#### Exercise task:
Go through the entries below, tally each line with the string "this", and give the final number by itself.

#### Data listing:
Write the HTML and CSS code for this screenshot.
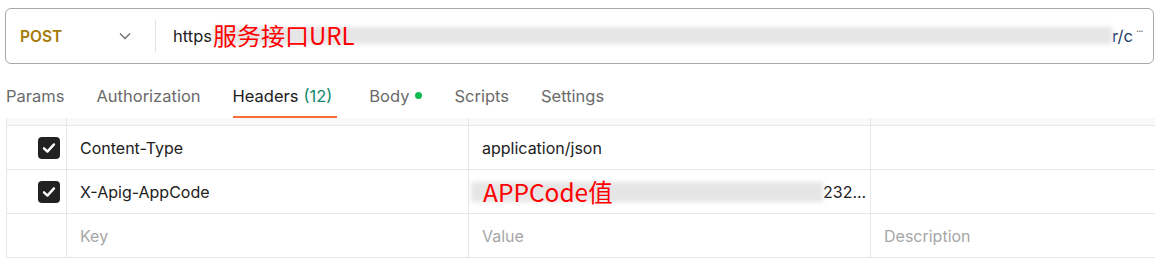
FILE: index.html
```html
<!DOCTYPE html>
<html lang="zh-CN">
<head>
<meta charset="utf-8">
<title>Request</title>
<link rel="stylesheet" href="styles.css">
</head>
<body>
<div class="urlbar">
  <div class="method">
    <span class="method-name">POST</span>
    <svg class="chev" width="12" height="8" viewBox="0 0 12 8"><path d="M1 1.5 L6 6.5 L11 1.5" fill="none" stroke="#6b6b6b" stroke-width="1.3"/></svg>
  </div>
  <div class="divider"></div>
  <div class="url">
    <span class="url-text">https</span>
    <div class="mask-wrap">
      <div class="blur url-blur"></div>
      <span class="anno url-anno">服务接口URL</span>
    </div>
    <span class="url-text tail">r/c</span><span class="dots">···</span>
  </div>
</div>

<div class="tabs">
  <span class="tab">Params</span>
  <span class="tab">Authorization</span>
  <span class="tab active">Headers <span class="count">(12)</span></span>
  <span class="tab">Body <span class="dot"></span></span>
  <span class="tab">Scripts</span>
  <span class="tab">Settings</span>
</div>

<div class="table">
  <div class="row head">
    <div class="cell c1"></div><div class="cell c2"></div><div class="cell c3"></div><div class="cell c4"></div>
  </div>
  <div class="row">
    <div class="cell c1"><span class="check"><svg width="14" height="12" viewBox="0 0 14 12"><path d="M2 6.3 L5.4 9.6 L12 2.4" fill="none" stroke="#fff" stroke-width="2.4" stroke-linecap="round" stroke-linejoin="round"/></svg></span></div>
    <div class="cell c2">Content-Type</div>
    <div class="cell c3">application/json</div>
    <div class="cell c4"></div>
  </div>
  <div class="row">
    <div class="cell c1"><span class="check"><svg width="14" height="12" viewBox="0 0 14 12"><path d="M2 6.3 L5.4 9.6 L12 2.4" fill="none" stroke="#fff" stroke-width="2.4" stroke-linecap="round" stroke-linejoin="round"/></svg></span></div>
    <div class="cell c2">X-Apig-AppCode</div>
    <div class="cell c3 val">
      <div class="mask-wrap val-wrap">
        <div class="blur val-blur"></div>
        <span class="anno val-anno">APPCode值</span>
      </div>
      <span class="val-tail">232...</span>
    </div>
    <div class="cell c4"></div>
  </div>
  <div class="row">
    <div class="cell c1"></div>
    <div class="cell c2 ph">Key</div>
    <div class="cell c3 ph">Value</div>
    <div class="cell c4 ph">Description</div>
  </div>
</div>
</body>
</html>
```

FILE: styles.css
```css
* { box-sizing: border-box; }
html, body { margin: 0; padding: 0; background: #fff; }
body {
  font-family: Inter, "Noto Sans", sans-serif;
  font-size: 16px;
  color: #212121;
  width: 1155px;
  height: 261px;
  overflow: hidden;
}

.urlbar {
  margin: 8px 1px 0 5px;
  height: 56px;
  border: 1px solid #a9a9a9;
  border-radius: 6px;
  display: flex;
  align-items: center;
}
.method {
  width: 149px;
  display: flex;
  align-items: center;
  padding-left: 14px;
}
.method-name {
  color: #a67a07;
  font-weight: 600;
  font-size: 15.5px;
  width: 99px;
}
.chev { display: block; }
.divider {
  width: 1px;
  height: 32px;
  background: #e4e4e4;
}
.url {
  flex: 1;
  display: flex;
  align-items: center;
  padding-left: 17px;
  height: 100%;
}
.url-text { color: #212121; font-size: 16.5px; }
.mask-wrap { position: relative; }
.url .mask-wrap { width: 900px; height: 30px; }
.blur {
  position: absolute;
  background: #e6e6e6;
  filter: blur(2px);
}
.url-blur { left: 1px; right: 0; top: 6px; height: 17px; }
.anno {
  position: absolute;
  color: #ff0000;
  font-family: "Noto Sans CJK SC", "Microsoft YaHei", sans-serif;
  white-space: nowrap;
}
.url-anno { left: 1px; top: -2px; font-size: 24px; line-height: 32px; }
.tail { color: #1c3c66; }
.dots {
  color: #7a7a7a;
  font-size: 11px;
  align-self: flex-start;
  margin-top: 15px;
  margin-left: 3px;
  letter-spacing: -1px;
}

.tabs {
  display: flex;
  gap: 32px;
  padding-left: 6px;
  height: 54px;
  align-items: stretch;
}
.tab {
  color: #6b6b6b;
  font-size: 16.5px;
  display: flex;
  align-items: center;
  padding-top: 11px;
  border-bottom: 2px solid transparent;
}
.tab.active {
  color: #212121;
  border-bottom-color: #ff6c37;
  padding-right: 5px;
}
.count { color: #0e8a68; margin-left: 5px; }
.dot {
  width: 7px; height: 7px;
  border-radius: 50%;
  background: #0cbb52;
  margin-left: 6px;
  display: inline-block;
}

.table {
  margin-left: 6px;
  width: 1200px;
}
.row {
  display: flex;
  height: 44px;
  border-bottom: 1px solid #e6e6e6;
}
.row.head {
  height: 8px;
  background: #f9f9f9;
  border-bottom: 1px solid #e6e6e6;
}
.cell {
  border-left: 1px solid #e6e6e6;
  display: flex;
  align-items: center;
  padding-left: 13px;
  white-space: nowrap;
}
.c1 { width: 60px; justify-content: flex-end; padding-left: 0; padding-right: 6px; }
.c2 { width: 402px; }
.c3 { width: 402px; position: relative; }
.c4 { flex: 1; }
.check {
  width: 22px; height: 22px;
  background: #212121;
  border-radius: 4px;
  display: flex;
  align-items: center;
  justify-content: center;
}
.ph { color: #a6a6a6; }
.val { padding-left: 2px; }
.val-wrap { width: 352px; height: 30px; }
.val-blur { left: 0; right: 0; top: 5px; height: 20px; }
.val-anno { left: 12px; top: -1px; font-size: 24.5px; line-height: 32px; }
.val-tail { color: #212121; }
```
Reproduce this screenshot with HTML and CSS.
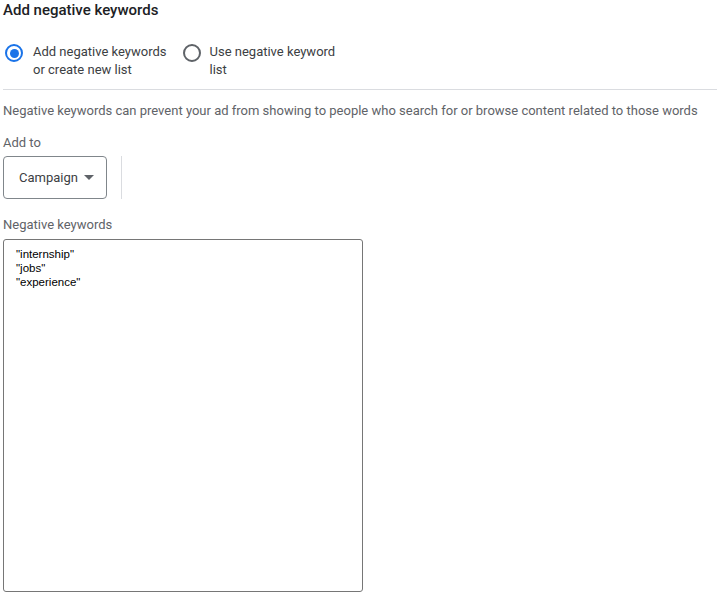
FILE: index.html
```html
<!DOCTYPE html>
<html>
<head>
<meta charset="utf-8">
<link rel="stylesheet" href="styles.css">
</head>
<body>
<div class="panel">
  <h1 class="title">Add negative keywords</h1>
  <div class="radios">
    <label class="radio">
      <span class="radio-icon on"><span class="dot"></span></span>
      <span class="radio-text">Add negative keywords<br>or create new list</span>
    </label>
    <label class="radio">
      <span class="radio-icon"></span>
      <span class="radio-text">Use negative keyword<br>list</span>
    </label>
  </div>
  <div class="divider"></div>
  <p class="desc">Negative keywords can prevent your ad from showing to people who search for or browse content related to those words</p>
  <div class="label">Add to</div>
  <div class="addto">
    <div class="select">Campaign <span class="caret"></span></div>
    <div class="vline"></div>
  </div>
  <div class="label kw-label">Negative keywords</div>
  <div class="textarea">"internship"<br>"jobs"<br>"experience"</div>
</div>
</body>
</html>
```
FILE: styles.css
```css
html, body { margin: 0; padding: 0; background: #fff; }
body { font-family: Roboto, "Liberation Sans", Arial, sans-serif; color: #3c4043; }
.panel { padding: 0 0 0 3px; }
.title { margin: 0; padding-top: 1px; font-size: 15px; font-weight: 500; color: #202124; line-height: 18px; height: 18px; }
.radios { display: flex; gap: 16px; margin-top: 24px; padding-left: 2px; }
.radio { display: flex; align-items: flex-start; gap: 10px; }
.radio-icon { box-sizing: border-box; width: 18px; height: 18px; border: 2px solid #5f6368; border-radius: 50%; display: flex; align-items: center; justify-content: center; margin-top: 1px; }
.radio-icon.on { border-color: #1a73e8; }
.dot { width: 9px; height: 9px; border-radius: 50%; background: #1a73e8; }
.radio-text { font-size: 13px; line-height: 18px; color: #3c4043; }
.radio + .radio { gap: 9px; }
.divider { height: 1px; background: #dadce0; margin-top: 10px; }
.desc { margin: 12px 0 0; font-size: 13px; line-height: 18px; color: #5f6368; white-space: nowrap; }
.label { margin-top: 14px; font-size: 13px; line-height: 18px; color: #5f6368; }
.addto { display: flex; align-items: stretch; gap: 14px; margin-top: 4px; }
.select { box-sizing: border-box; width: 104px; height: 43px; border: 1px solid #80868b; border-radius: 4px; display: flex; align-items: center; padding-left: 15px; font-size: 13px; color: #3c4043; gap: 6px; }
.caret { width: 0; height: 0; border-left: 5px solid transparent; border-right: 5px solid transparent; border-top: 5px solid #5f6368; }
.vline { width: 1px; background: #dadce0; }
.kw-label { margin-top: 17px; }
.textarea { box-sizing: border-box; width: 360px; height: 353px; margin-top: 5px; border: 1px solid #767676; border-radius: 3px; padding: 7px 12px; font-family: "Liberation Sans", Arial, sans-serif; font-size: 11.5px; line-height: 14px; color: #000; }
```
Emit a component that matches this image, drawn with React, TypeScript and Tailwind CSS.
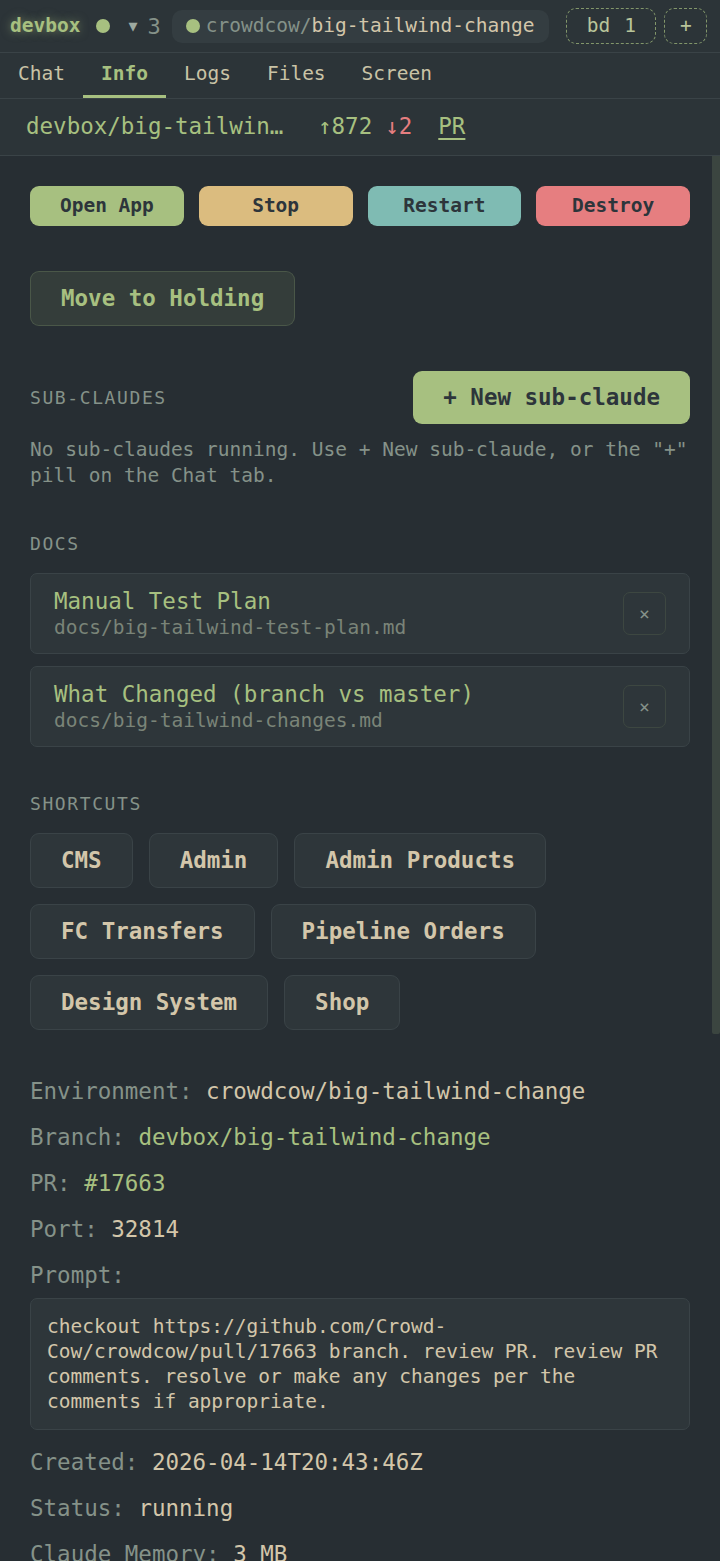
import type { ReactNode } from "react";

const topActions = [
  { label: "Open App", bg: "bg-[#a7c080]" },
  { label: "Stop", bg: "bg-[#dbbc7f]" },
  { label: "Restart", bg: "bg-[#7fbbb3]" },
  { label: "Destroy", bg: "bg-[#e67e80]" },
];

const docs = [
  { title: "Manual Test Plan", path: "docs/big-tailwind-test-plan.md" },
  { title: "What Changed (branch vs master)", path: "docs/big-tailwind-changes.md" },
];

const shortcuts = ["CMS", "Admin", "Admin Products", "FC Transfers", "Pipeline Orders", "Design System", "Shop"];

const tabs = ["Chat", "Info", "Logs", "Files", "Screen"];

function SectionLabel({ children }: { children: ReactNode }) {
  return <div className="text-[18px] leading-[24px] tracking-[1.6px] text-[#859289] uppercase">{children}</div>;
}

function InfoRow({ label, children }: { label: string; children?: ReactNode }) {
  return (
    <div className="mb-[12px] text-[22.5px] leading-[34px]">
      <span className="text-[#859289]">{label}</span> {children}
    </div>
  );
}

function TopBar() {
  return (
    <div className="flex h-[53px] items-center border-b border-[#3a4347] bg-[#2c3438] pl-[10px] pr-[12px]">
      <span className="text-[19.5px] font-bold text-[#a7c080] [text-shadow:0_0_10px_rgba(167,192,128,0.55)]">devbox</span>
      <span className="ml-[16px] h-[14px] w-[14px] rounded-full bg-[#a7c080]" />
      <span className="ml-[18px] text-[15px] text-[#9da9a0]">▼</span>
      <span className="ml-[10px] text-[22px] text-[#859289]">3</span>
      <div className="ml-[11px] flex h-[33px] items-center gap-[6px] rounded-[10px] bg-[#343d41] pl-[14px] pr-[15px]">
        <span className="h-[14px] w-[14px] rounded-full bg-[#a7c080]" />
        <span className="text-[19.5px]">
          <span className="text-[#859289]">crowdcow/</span>
          <span className="text-[#d3c6aa]">big-tailwind-change</span>
        </span>
      </div>
      <div className="ml-[17px] flex h-[36px] w-[90px] items-center justify-center gap-[14px] rounded-[10px] border-[1.5px] border-dashed border-[#a7c080]/70 text-[19.5px] text-[#b8c49a]">
        <span>bd</span>
        <span>1</span>
      </div>
      <div className="ml-[8px] flex h-[36px] w-[43px] items-center justify-center rounded-[10px] border-[1.5px] border-dashed border-[#a7c080]/70 text-[19.5px] text-[#b8c49a]">
        +
      </div>
    </div>
  );
}

function Tabs() {
  return (
    <div className="flex h-[46px] border-b border-[#3a4347] bg-[#2c3438]">
      {tabs.map((t) => {
        const active = t === "Info";
        return (
          <div
            key={t}
            className={`flex items-center border-b-[3px] px-[18px] text-[19.5px] ${
              active ? "border-[#a7c080] font-bold text-[#a7c080]" : "border-transparent text-[#c9c3a6]"
            }`}
          >
            {t}
          </div>
        );
      })}
    </div>
  );
}

function BranchHeader() {
  return (
    <div className="flex h-[57px] items-center border-b border-[#3a4347] bg-[#2c3438] px-[26px] text-[22.5px]">
      <span className="w-[262px] truncate text-[#a7c080]">devbox/big-tailwind-change</span>
      <span className="ml-[30px] text-[#a7c080]">↑872</span>
      <span className="ml-[13px] text-[#e67e80]">↓2</span>
      <span className="ml-[26px] text-[#a7c080] underline underline-offset-4">PR</span>
    </div>
  );
}

export default function App() {
  return (
    <div className="flex h-[1561px] flex-col overflow-hidden bg-[#272e33] font-['DejaVu_Sans_Mono',monospace] text-[#d3c6aa]">
      <TopBar />
      <Tabs />
      <BranchHeader />
      <div className="flex min-h-0 flex-1">
        <div className="min-w-0 flex-1 overflow-hidden">
          <div className="pl-[30px] pr-[22px] pt-[30px]">
            <div className="grid grid-cols-4 gap-[15px]">
              {topActions.map((a) => (
                <button
                  key={a.label}
                  type="button"
                  className={`h-[40px] rounded-[9px] text-[19.5px] font-semibold text-[#2d353b] ${a.bg}`}
                >
                  {a.label}
                </button>
              ))}
            </div>

            <button
              type="button"
              className="mt-[45px] h-[55px] rounded-[9px] border border-[#a7c080]/20 bg-[#a7c080]/10 px-[30px] text-[22.5px] font-semibold text-[#a7c080]"
            >
              Move to Holding
            </button>

            <div className="mt-[45px] flex items-center justify-between">
              <SectionLabel>Sub-claudes</SectionLabel>
              <button
                type="button"
                className="h-[53px] rounded-[9px] bg-[#a7c080] px-[30px] text-[22.5px] font-semibold text-[#2d353b]"
              >
                + New sub-claude
              </button>
            </div>
            <p className="mt-[13px] text-[19.5px] leading-[26px] text-[#859289]">
              No sub-claudes running. Use + New sub-claude, or the "+" pill on the Chat tab.
            </p>

            <div className="mt-[43px]">
              <SectionLabel>Docs</SectionLabel>
              <div className="mt-[17px] flex flex-col gap-[12px]">
                {docs.map((d) => (
                  <div
                    key={d.path}
                    className="flex h-[81px] items-center justify-between rounded-[7px] border border-[#3a4347] bg-[#2e363a] pl-[23px] pr-[23px]"
                  >
                    <div>
                      <div className="text-[22.5px] leading-[27px] text-[#a7c080]">{d.title}</div>
                      <div className="text-[19.5px] leading-[25px] text-[#7a8478]">{d.path}</div>
                    </div>
                    <button
                      type="button"
                      className="flex h-[43px] w-[43px] items-center justify-center rounded-[7px] border border-[#3d4741] text-[18px] text-[#859289]"
                    >
                      ×
                    </button>
                  </div>
                ))}
              </div>
            </div>

            <div className="mt-[45px]">
              <SectionLabel>Shortcuts</SectionLabel>
              <div className="mt-[17px] flex flex-wrap gap-x-[16px] gap-y-[16px] pr-[140px]">
                {shortcuts.map((s) => (
                  <button
                    key={s}
                    type="button"
                    className="h-[55px] rounded-[9px] border border-[#3a4347] bg-[#2e363a] px-[30px] text-[22.5px] font-semibold text-[#d3c6aa]"
                  >
                    {s}
                  </button>
                ))}
              </div>
            </div>

            <div className="mt-[44px]">
              <InfoRow label="Environment:">crowdcow/big-tailwind-change</InfoRow>
              <InfoRow label="Branch:">
                <span className="text-[#a7c080]">devbox/big-tailwind-change</span>
              </InfoRow>
              <InfoRow label="PR:">
                <span className="text-[#a7c080]">#17663</span>
              </InfoRow>
              <InfoRow label="Port:">32814</InfoRow>
              <div className="mb-[6px] text-[22.5px] leading-[34px] text-[#859289]">Prompt:</div>
              <div className="rounded-[7px] border border-[#3a4347] bg-[#2e363a] px-[16px] py-[15px] text-[19.5px] leading-[25px] text-[#d3c6aa]">
                checkout https://github.com/Crowd-Cow/crowdcow/pull/17663 branch. review PR. review PR comments. resolve
                or make any changes per the comments if appropriate.
              </div>
              <div className="mt-[15px]">
                <InfoRow label="Created:">2026-04-14T20:43:46Z</InfoRow>
                <InfoRow label="Status:">running</InfoRow>
                <InfoRow label="Claude Memory:">3 MB</InfoRow>
              </div>
            </div>
          </div>
        </div>
        {/* scrollbar track */}
        <div className="w-[8px] shrink-0">
          <div className="h-[878px] rounded-b-[2px] bg-[#3b4540]" />
        </div>
      </div>
    </div>
  );
}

#### Correct output:
3